After taking time off to enjoy her twins and family time on her Taos, NM ranch, Roberts returned to work - this time, surprising many by accepting a role on Broadway. In April of 2006, Roberts headlined the Richard Greenberg drama, "Three Days of Rain," co-starring Paul Rudd and Bradley Cooper. Although her reviews were lukewarm, the play sold out its 12-week run, proving Roberts' appeal extended beyond the big screen and magazine covers. Turning to animation, Roberts voiced Nurse Ant Hova in "The Ant Bully" (2006), then took on the more familiar characterization of Charlotte the Spider in the endearing adaptation of the children's classic, "Charlotte's Web" (2006). Roberts then delivered another tour-de-force performance in "Charlie Wilson's War" (2007), playing a wealthy, anti-communist Texas socialite who helps bankroll a bachelor congressman (Tom Hanks) and his covert operation to fund mujahedeen warriors fighting the Soviets in the 1980s. Roberts earned rave critical reviews and a Golden Globe Award nomination for her compelling performance in the Mike Nichols film.
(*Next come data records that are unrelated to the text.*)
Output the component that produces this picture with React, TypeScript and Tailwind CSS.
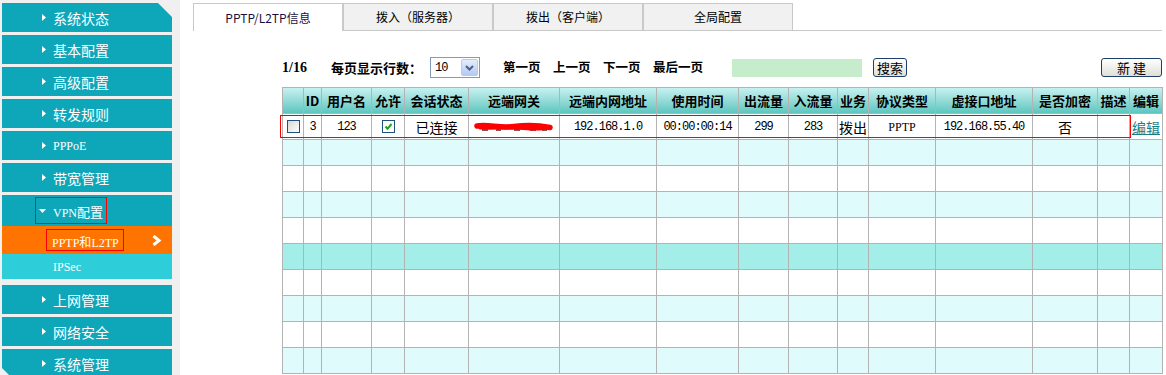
import React from "react";

const mono = "font-['Liberation_Mono','Noto_Sans_CJK_SC',monospace]";
const serif = "font-['Liberation_Serif','Noto_Sans_CJK_SC',serif]";

function RightArrow() {
  return (
    <svg width="4" height="7" viewBox="0 0 4 7" className="shrink-0">
      <polygon points="0,0 4,3.5 0,7" fill="#ffffff" />
    </svg>
  );
}

function DownArrow() {
  return (
    <svg width="7" height="4" viewBox="0 0 7 4" className="shrink-0">
      <polygon points="0,0 7,0 3.5,4" fill="#ffffff" />
    </svg>
  );
}

function NavItem({ label, variant }: { label: string; variant?: "first" | "last" }) {
  const clip =
    variant === "first"
      ? "[clip-path:polygon(0_0,calc(100%_-_14px)_0,100%_14px,100%_100%,0_100%)]"
      : variant === "last"
      ? "[clip-path:polygon(0_0,100%_0,100%_100%,10px_100%,0_calc(100%_-_10px))]"
      : "";
  return (
    <div className={`h-[29px] mb-[3px] bg-[#0ea7ba] flex items-center pl-[40px] text-white ${clip}`}>
      <RightArrow />
      <span className="ml-[7px] text-[14px] leading-none whitespace-nowrap">{label}</span>
    </div>
  );
}

function Checkbox({ checked }: { checked?: boolean }) {
  return (
    <span
      className={`inline-flex items-center justify-center w-[13px] h-[13px] border border-[#1c5180] ${
        checked ? "bg-white" : "bg-gradient-to-br from-[#d8d8d2] to-white"
      }`}
    >
      {checked && (
        <svg width="9" height="9" viewBox="0 0 9 9">
          <path d="M1.5 4.5 L3.5 6.8 L7.5 2" stroke="#21a121" strokeWidth="2" fill="none" />
        </svg>
      )}
    </span>
  );
}

const headers = [
  "",
  "ID",
  "用户名",
  "允许",
  "会话状态",
  "远端网关",
  "远端内网地址",
  "使用时间",
  "出流量",
  "入流量",
  "业务",
  "协议类型",
  "虚接口地址",
  "是否加密",
  "描述",
  "编辑",
];

const rowBgs = [
  "bg-white",
  "bg-[#dffbfb]",
  "bg-white",
  "bg-[#dffbfb]",
  "bg-white",
  "bg-[#a4eeea]",
  "bg-white",
  "bg-[#dffbfb]",
  "bg-white",
  "bg-[#dffbfb]",
];

function Scribble() {
  return (
    <svg width="80" height="12" viewBox="0 0 80 12">
      <path d="M8 9 L14 9 M22 9 L27 9 M40 9 L46 9 M56 9 L62 9 M68 9 L73 9" stroke="#6a1a1a" strokeWidth="1.5" />
      <path d="M3 5 C 14 3, 26 7.5, 40 5.5 S 64 4, 76 6.5" stroke="#ff0000" strokeWidth="5.5" strokeLinecap="round" fill="none" />
      <path d="M6 7 C 20 8, 34 6, 50 7.5 S 66 8, 74 7" stroke="#ff0000" strokeWidth="3" strokeLinecap="round" fill="none" />
    </svg>
  );
}

export default function App() {
  const numCls = `${mono} text-[12px] tracking-[-1px]`;
  const dataRow: React.ReactNode[] = [
    <Checkbox key="c1" />,
    <span key="id" className={numCls}>3</span>,
    <span key="u" className={numCls}>123</span>,
    <Checkbox key="c2" checked />,
    <span key="s" className="text-[14px]">已连接</span>,
    <Scribble key="g" />,
    <span key="ip" className={numCls}>192.168.1.0</span>,
    <span key="t" className={numCls}>00:00:00:14</span>,
    <span key="o" className={numCls}>299</span>,
    <span key="i" className={numCls}>283</span>,
    <span key="b" className="text-[14px]">拨出</span>,
    <span key="p" className={`${serif} text-[12px]`}>PPTP</span>,
    <span key="v" className={numCls}>192.168.55.40</span>,
    <span key="e" className="text-[14px]">否</span>,
    <span key="d"></span>,
    <span key="ed" className="text-[14px] text-[#1b7e86] underline">编辑</span>,
  ];

  return (
    <div className="flex w-[1166px] h-[375px] overflow-hidden bg-white text-black font-['Noto_Sans_CJK_SC',sans-serif]">
      {/* Sidebar */}
      <aside className="w-[180px] shrink-0 bg-[#f0f0f0] pt-[3px] pl-[2px]">
        <div className="w-[170px]">
          <NavItem label="系统状态" variant="first" />
          <NavItem label="基本配置" />
          <NavItem label="高级配置" />
          <NavItem label="转发规则" />
          <div className="h-[29px] mb-[3px] bg-[#0ea7ba] flex items-center pl-[40px] text-white">
            <RightArrow />
            <span className={`ml-[7px] text-[12px] leading-none ${serif}`}>PPPoE</span>
          </div>
          <NavItem label="带宽管理" />
          <div className="h-[31px] bg-[#0ea7ba] flex items-center pl-[33px] text-white">
            <div className="h-[27px] w-[72px] border border-[#ff0000] flex items-center pl-[3px] whitespace-nowrap">
              <DownArrow />
              <span className="ml-[7px] leading-none whitespace-nowrap">
                <span className={`${serif} text-[12px]`}>VPN</span>
                <span className="text-[13px]">配置</span>
              </span>
            </div>
          </div>
          <div className="h-[28px] bg-[#ff7400] flex items-center pl-[44px] pr-[10px] text-white">
            <div className="h-[22px] w-[78px] border border-[#ff0000] flex items-center pl-[5px]">
              <span className="leading-none whitespace-nowrap">
                <span className={`${serif} text-[12px]`}>PPTP</span>
                <span className="text-[12px]">和</span>
                <span className={`${serif} text-[12px]`}>L2TP</span>
              </span>
            </div>
            <svg width="11" height="11" viewBox="0 0 11 11" className="ml-auto">
              <path d="M2.5 1 L8 5.5 L2.5 10" stroke="#ffffff" strokeWidth="3" fill="none" />
            </svg>
          </div>
          <div className="h-[25px] bg-[#2dcdda] flex items-center pl-[51px] text-white mb-[6px]">
            <span className={`${serif} text-[12px] leading-none`}>IPSec</span>
          </div>
          <NavItem label="上网管理" />
          <NavItem label="网络安全" />
          <NavItem label="系统管理" variant="last" />
        </div>
      </aside>

      {/* Main */}
      <main className="flex-1 min-w-0">
        {/* Tabs */}
        <div className="flex pt-[3px] pl-[13px] pr-[4px] h-[31px]">
          <div className="w-[150px] h-[28px] bg-white border-t border-l border-r border-[#c9c9c9] flex items-center justify-center text-[12px] text-[#1a1040]">
            PPTP/L2TP信息
          </div>
          <div className="w-[150px] h-[28px] bg-[#f1f1f1] border border-[#c9c9c9] flex items-center justify-center text-[12px]">
            拨入（服务器）
          </div>
          <div className="w-[150px] h-[28px] bg-[#f1f1f1] border border-[#c9c9c9] flex items-center justify-center text-[12px]">
            拨出（客户端）
          </div>
          <div className="w-[150px] h-[28px] bg-[#f1f1f1] border border-[#c9c9c9] flex items-center justify-center text-[12px]">
            全局配置
          </div>
          <div className="flex-1 h-[28px] border-b border-[#c9c9c9]" />
        </div>

        <div className="ml-[102px] w-[881px]">
          {/* Toolbar */}
          <div className="mt-[26px] h-[21px] flex items-center font-bold text-[13px] leading-none">
            <span className="w-[49px] font-['Liberation_Serif',serif] text-[14px]">1/16</span>
            <span className="w-[99px]">每页显示行数：</span>
            <div className="w-[50px] h-[21px] border border-[#7f9db9] bg-white flex items-center font-normal">
              <span className={`${mono} text-[12px] ml-[4px] tracking-[-1px]`}>10</span>
              <div className="ml-auto mr-[1px] w-[17px] h-[17px] rounded-[2px] border border-[#b6cbf0] bg-gradient-to-b from-[#e4edfd] to-[#b3caf3] flex items-center justify-center">
                <svg width="9" height="6" viewBox="0 0 9 6">
                  <path d="M1 1 L4.5 4.5 L8 1" stroke="#4d6185" strokeWidth="2" fill="none" />
                </svg>
              </div>
            </div>
            <span className="ml-[23px] w-[50px] text-[12.5px]">第一页</span>
            <span className="w-[50px] text-[12.5px]">上一页</span>
            <span className="w-[50px] text-[12.5px]">下一页</span>
            <span className="w-[79px] text-[12.5px]">最后一页</span>
            <div className="w-[130px] h-[18px] bg-[#c6edcb]" />
            <div className="ml-[11px] w-[34px] h-[19px] rounded-[3px] border border-[#1e3f6c] bg-gradient-to-b from-white to-[#e0e0d8] flex items-center justify-center font-normal text-[13px]">
              搜索
            </div>
            <div className="ml-auto mr-[1px] w-[61px] h-[19px] rounded-[3px] border border-[#1e3f6c] bg-gradient-to-b from-white to-[#e0e0d8] flex items-center justify-center font-normal text-[13px]">
              新&nbsp;建
            </div>
          </div>

          {/* Table */}
          <div className="relative mt-[9px]">
            <div className="grid grid-cols-[20px_17px_49px_32px_63px_90px_96px_81px_49px_48px_30px_66px_96px_64px_31px_32px] auto-rows-[25px] gap-px bg-[#b3b3b3] border border-[#b3b3b3]">
              {headers.map((h, i) => (
                <div
                  key={`h${i}`}
                  className="bg-gradient-to-b from-[#c6f1f1] to-[#5bc6bf] flex items-center justify-center text-[13px] font-bold leading-none whitespace-nowrap overflow-hidden"
                >
                  {h}
                </div>
              ))}
              {rowBgs.map((bg, r) =>
                headers.map((_, c) => (
                  <div
                    key={`r${r}c${c}`}
                    className={`${bg} flex items-center justify-center leading-none whitespace-nowrap overflow-hidden`}
                  >
                    {r === 0 ? dataRow[c] : null}
                  </div>
                ))
              )}
            </div>
            <div className="absolute left-[-2px] top-[28px] w-[851px] h-[23px] border border-[#ff0000] pointer-events-none" />
          </div>
        </div>
      </main>
    </div>
  );
}
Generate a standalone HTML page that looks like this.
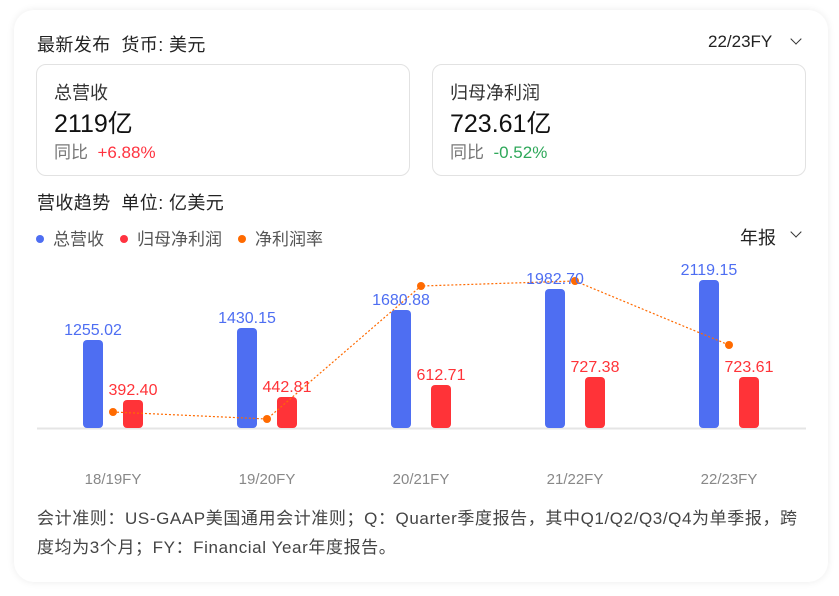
<!DOCTYPE html>
<html><head><meta charset="utf-8"><style>
body{margin:0;background:#fff;font-family:"Liberation Sans","Noto Sans CJK SC",sans-serif;width:839px;height:596px;overflow:hidden;position:relative}
.card{position:absolute;left:14px;top:10px;width:814px;height:572px;border-radius:20px;background:#fff;box-shadow:0 0 8px rgba(0,0,0,.08)}
.a{position:absolute;white-space:nowrap}
.box{position:absolute;top:64px;width:372px;height:110px;border:1px solid #e2e2e2;border-radius:10px}
.chev{position:absolute;width:7px;height:7px;border-right:1.5px solid #333;border-bottom:1.5px solid #333;transform:rotate(45deg)}
.dot{display:inline-block;width:8px;height:8px;border-radius:50%;margin-right:9px;vertical-align:2px}
</style></head><body>
<div class="card"></div>
<div class="a" style="left:37px;top:31px;font-size:18px;color:#222;letter-spacing:0.4px">最新发布&nbsp; 货币: 美元</div>
<div class="a" style="left:708px;top:32px;font-size:17px;color:#222">22/23FY</div>
<div class="chev" style="left:792px;top:35px"></div>
<div class="box" style="left:36px"></div>
<div class="box" style="left:432px"></div>
<div class="a" style="left:54px;top:79px;font-size:18px;color:#333">总营收</div>
<div class="a" style="left:54px;top:104px;font-size:25px;color:#111">2119亿</div>
<div class="a" style="left:54px;top:138px;font-size:17px;color:#777">同比 &nbsp;<span style="color:#ff3340">+6.88%</span></div>
<div class="a" style="left:450px;top:79px;font-size:18px;color:#333">归母净利润</div>
<div class="a" style="left:450px;top:104px;font-size:25px;color:#111">723.61亿</div>
<div class="a" style="left:450px;top:138px;font-size:17px;color:#777">同比 &nbsp;<span style="color:#2fa85a">-0.52%</span></div>
<div class="a" style="left:37px;top:189px;font-size:18px;color:#222;letter-spacing:0.4px">营收趋势&nbsp; 单位: 亿美元</div>
<div class="a" style="left:36px;top:225px;font-size:17px;color:#555"><span class="dot" style="background:#4e6ef2"></span>总营收<span class="dot" style="background:#ff3340;margin-left:16px"></span>归母净利润<span class="dot" style="background:#ff6a00;margin-left:16px"></span>净利润率</div>
<div class="a" style="left:740px;top:224px;font-size:18px;color:#222">年报</div>
<div class="chev" style="left:792px;top:228px"></div>
<svg class="a" style="left:0;top:0" width="839" height="596">
<line x1="37" y1="428.5" x2="806" y2="428.5" stroke="#e5e5e5" stroke-width="2"/>
<g fill="#4e6ef2">
<rect x="83" y="340" width="20" height="88" rx="4"/>
<rect x="237" y="328" width="20" height="100" rx="4"/>
<rect x="391" y="310" width="20" height="118" rx="4"/>
<rect x="545" y="289" width="20" height="139" rx="4"/>
<rect x="699" y="280" width="20" height="148" rx="4"/>
</g>
<g fill="#ff3338">
<rect x="123" y="400" width="20" height="28" rx="4"/>
<rect x="277" y="397" width="20" height="31" rx="4"/>
<rect x="431" y="385" width="20" height="43" rx="4"/>
<rect x="585" y="377" width="20" height="51" rx="4"/>
<rect x="739" y="377" width="20" height="51" rx="4"/>
</g>
<polyline points="113,412 267,419 421,286 575,281 729,345" fill="none" stroke="#ff6a00" stroke-width="1.2" stroke-dasharray="2,2"/>
<g fill="#ff6a00"><circle cx="113" cy="412" r="4"/><circle cx="267" cy="419" r="4"/><circle cx="421" cy="286" r="4"/><circle cx="575" cy="281" r="4"/><circle cx="729" cy="345" r="4"/></g>
<g font-family="Liberation Sans,sans-serif" font-size="16" text-anchor="middle" fill="#4e6ef2">
<text x="93" y="335">1255.02</text><text x="247" y="323">1430.15</text><text x="401" y="305">1680.88</text><text x="555" y="284">1982.70</text><text x="709" y="275">2119.15</text>
</g>
<g font-family="Liberation Sans,sans-serif" font-size="16" text-anchor="middle" fill="#ff3338">
<text x="133" y="395">392.40</text><text x="287" y="392">442.81</text><text x="441" y="380">612.71</text><text x="595" y="372">727.38</text><text x="749" y="372">723.61</text>
</g>
<g font-family="Liberation Sans,sans-serif" font-size="15" text-anchor="middle" fill="#888">
<text x="113" y="484">18/19FY</text><text x="267" y="484">19/20FY</text><text x="421" y="484">20/21FY</text><text x="575" y="484">21/22FY</text><text x="729" y="484">22/23FY</text>
</g>
</svg>
<div class="a" style="left:37px;top:504px;font-size:17px;color:#444;line-height:29px;letter-spacing:0.6px">会计准则：US-GAAP美国通用会计准则；Q：Quarter季度报告，其中Q1/Q2/Q3/Q4为单季报，跨<br>度均为3个月；FY：Financial Year年度报告。</div>
</body></html>
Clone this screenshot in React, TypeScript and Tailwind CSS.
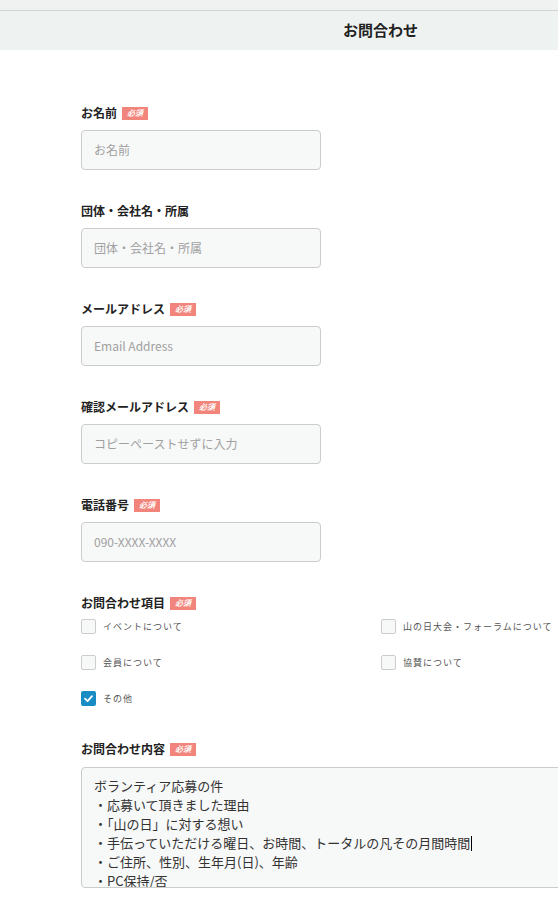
const font = { fontFamily: '"Noto Sans CJK JP", "Noto Sans", sans-serif' };

function Required() {
  return (
    <span className="inline-flex h-[13px] w-[26px] items-center justify-center bg-[#f2857b] text-[8px] font-bold italic leading-none text-white">
      必須
    </span>
  );
}

function Label({ text, required }: { text: string; required?: boolean }) {
  return (
    <div className="flex h-[18px] items-center gap-[5px] text-[12px] font-bold text-[#222]">
      <span>{text}</span>
      {required && <Required />}
    </div>
  );
}

function Field({ label, placeholder, required }: { label: string; placeholder: string; required?: boolean }) {
  return (
    <div className="flex flex-col gap-[8px]">
      <Label text={label} required={required} />
      <div className="flex h-[40px] w-[240px] items-center rounded-[4px] border border-[#cccccc] bg-[#f7f8f8] px-[12px] text-[12px] text-[#a0a0a0]">
        {placeholder}
      </div>
    </div>
  );
}

function Check({ text, checked }: { text: string; checked?: boolean }) {
  return (
    <div className="flex h-[15px] items-center gap-[7px]">
      {checked ? (
        <span className="flex h-[15px] w-[15px] shrink-0 items-center justify-center rounded-[2px] bg-[#1a8cc4]">
          <svg width="11" height="11" viewBox="0 0 12 12" fill="none">
            <path d="M2.2 6.2 L5 8.8 L9.8 3.4" stroke="white" strokeWidth="2" strokeLinecap="round" strokeLinejoin="round" />
          </svg>
        </span>
      ) : (
        <span className="h-[15px] w-[15px] shrink-0 rounded-[2px] border border-[#cccccc] bg-[#f7f8f8]" />
      )}
      <span className="whitespace-nowrap text-[9px] tracking-[1px] text-[#555]">{text}</span>
    </div>
  );
}

export default function App() {
  const lines = [
    'ボランティア応募の件',
    '・応募いて頂きました理由',
    '・「山の日」に対する想い',
    '・手伝っていただける曜日、お時間、トータルの凡その月間時間',
    '・ご住所、性別、生年月(日)、年齢',
    '・PC保持/否',
  ];

  return (
    <div className="h-[903px] w-[558px] overflow-hidden bg-white" style={font}>
      <div className="h-[10px] bg-[#eff2f1]" />
      <div className="flex h-[40px] items-center border-t border-[#d2d4d3] bg-[#eef2f0] pl-[343px] text-[15px] font-bold text-[#222]">
        お問合わせ
      </div>

      <div className="flex flex-col gap-[32px] pl-[81px] pt-[54px]">
        <Field label="お名前" placeholder="お名前" required />
        <Field label="団体・会社名・所属" placeholder="団体・会社名・所属" />
        <Field label="メールアドレス" placeholder="Email Address" required />
        <Field label="確認メールアドレス" placeholder="コピーペーストせずに入力" required />
        <Field label="電話番号" placeholder="090-XXXX-XXXX" required />

        <div className="flex flex-col">
          <Label text="お問合わせ項目" required />
          <div className="mt-[7px] grid w-[470px] grid-cols-[300px_170px] gap-y-[21px]">
            <Check text="イベントについて" />
            <Check text="山の日大会・フォーラムについて" />
            <Check text="会員について" />
            <Check text="協賛について" />
            <Check text="その他" checked />
          </div>
        </div>

        <div className="mt-[2px] flex flex-col gap-[9px]">
          <Label text="お問合わせ内容" required />
          <div className="h-[121px] w-[620px] overflow-hidden rounded-[4px] border border-[#cccccc] bg-[#f7f8f8] px-[12px] pt-[8px] text-[13px] leading-[19px] text-[#333]">
            {lines.map((l, i) => (
              <div key={i} className="whitespace-nowrap">
                {l}
                {i === 3 && <span className="ml-[1px] inline-block h-[15px] w-[1px] translate-y-[3px] bg-black" />}
              </div>
            ))}
          </div>
        </div>
      </div>
    </div>
  );
}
She managed to keep a low profile for two years until 2009 when she starred in two very different films. "Duplicity," a witty spy thriller that paired her with Clive Owen as a duo who attempt to put their rocky romantic past behind them to pull of a heist, was a well-received romp that did well at the box office and earned Roberts another Golden Globe nomination Actress in a Motion Picture - Musical or Comedy. Also that year, Roberts returned to her strong roots in family drama with "Fireflies in the Garden" (2009), playing the ill-fated matriarch of a suburban family. Despite a heavy-hitting cast including Willem Dafoe and Ryan Reynolds, it was dismissed by critics as overly melodramatic. The following year, Roberts took on the lead in an adaptation of "Eat, Pray, Love" (2010), portraying the soul-searching author Elizabeth Gilbert in the film version of the best-selling book.